Use bfloat16 explicitly

While automatic format conversion in TPUs lets you avoid thinking about numerical precision, you can achieve performance improvements by explicitly casting values to bfloat16. There are two reasons to explicitly cast values to bfloat16:

  1. Storing values in bfloat16 format saves on-chip memory, enabling Cloud TPUs to train larger models or use larger batch sizes.

  2. Some operations are memory-bandwidth-bound, which means the amount of time it takes to load data from memory can slow down the overall time spent performing the computation. Storing operands and outputs of those operations in bfloat16 format reduces the amount of data that must be transferred, improving overall speed.

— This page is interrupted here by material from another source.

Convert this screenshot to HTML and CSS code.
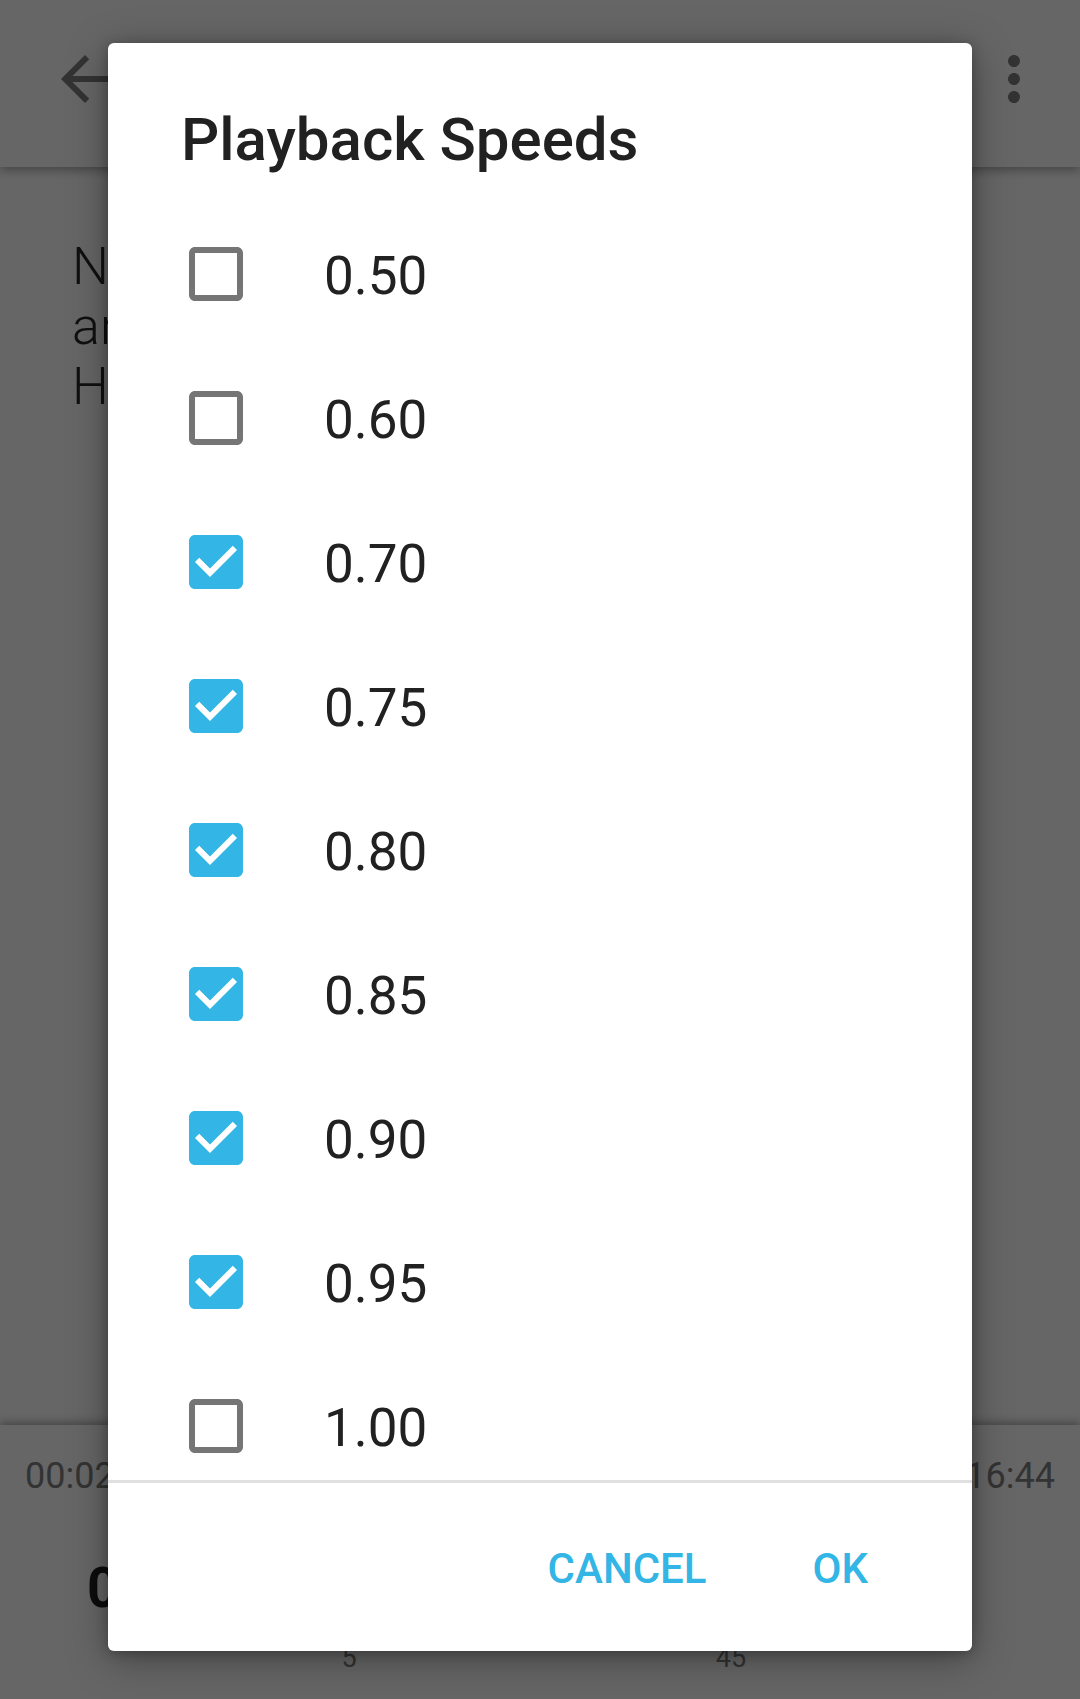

To get started, we recommend getting some experience with one of the Cloud TPU reference models. After that, the profiling tools guide, and troubleshooting guide provide in-depth technical information to help you create and optimize machine learning models on your own.

Format conversion details

The format conversion from float32 to bfloat16 is automatically inserted by the XLA compiler. On TPU, the rounding scheme in the conversion is round to nearest even and overflow to inf. Also, the bfloat16 on Cloud TPU does not support subnormals, so all subnormals are flushed to zero during the conversion. Special values, such as NaN and inf, are preserved in the conversion.

The format conversion from bfloat16 to float32 is also automatically inserted by the XLA compiler. Since float32 can represent all exact values in bfloat16, the conversion pads 16 zeros in the mantissa bits. Special values are preserved in the conversion.

Checkpoints obtained from a model trained on Cloud TPUs can be deployed on other hardware platforms (for example, inference or fine-tuning on CPUs or GPUs) without extensive manual conversions.